Do i think it is a bad idea to form anything with a torch? Yes... :gee:
 
Aside from and not in any way connected with metalurgical problems...if you are going to bend tubing using a torch, I will assume it is because you don't have a bender and dies....having said that....in order to keep tubing from collapsing....pack the tubing solid with dry sand or steel shot..
 
I don't see any problem using a torch to bend it. With that thick of a wall and in the application you're going to use it in I'd be shocked if you saw any kind of failure. Now if it were something like 12ga or thinner...then yeah I'd be a little leary.

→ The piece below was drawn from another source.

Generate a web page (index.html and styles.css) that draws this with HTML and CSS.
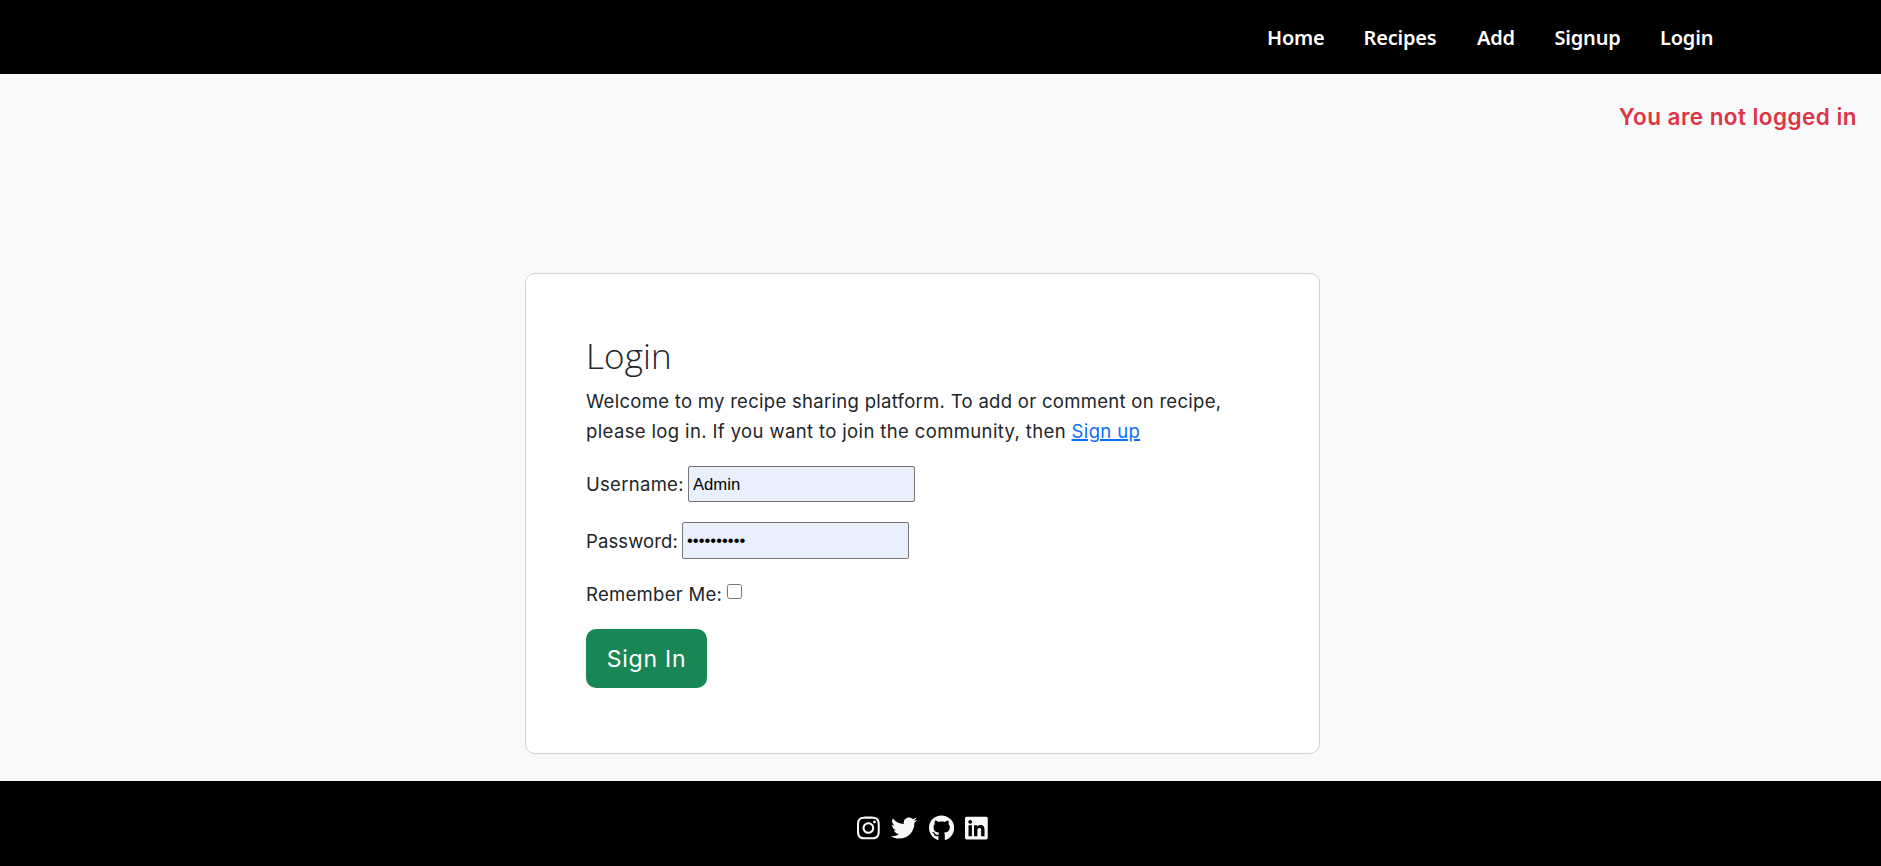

I've done it a few times with 3/16 and 1/4 wall DOM. Once on lower links where it just needed a slight arch and the other time for a custom motorcycle frame where they were using a single down tube that they needed bent in a specific arch. Just made some simple "dies" out of wood, blocks welded to the table to hold the tube for bending and then heated it up slowly and evenly. Still took a lot of pressure to bend it by hand but it worked.
 
Heating any kind of quality metal will return it to close to an "0" condition for heat treatment which will bend easily. If it is quenched improperly you will get inconsistant heat treatment along the length of the tube resulting in internal stresses and eventually cracks. You'd be much better off getting it bent with the proper tools or getting "o" material, making your bends then having the whole part properly heat treated. Much cheaper to have someone bend it with a mandrel bender. That being said, AJ has a point about the strength of the material. The question is do you want to take any chances?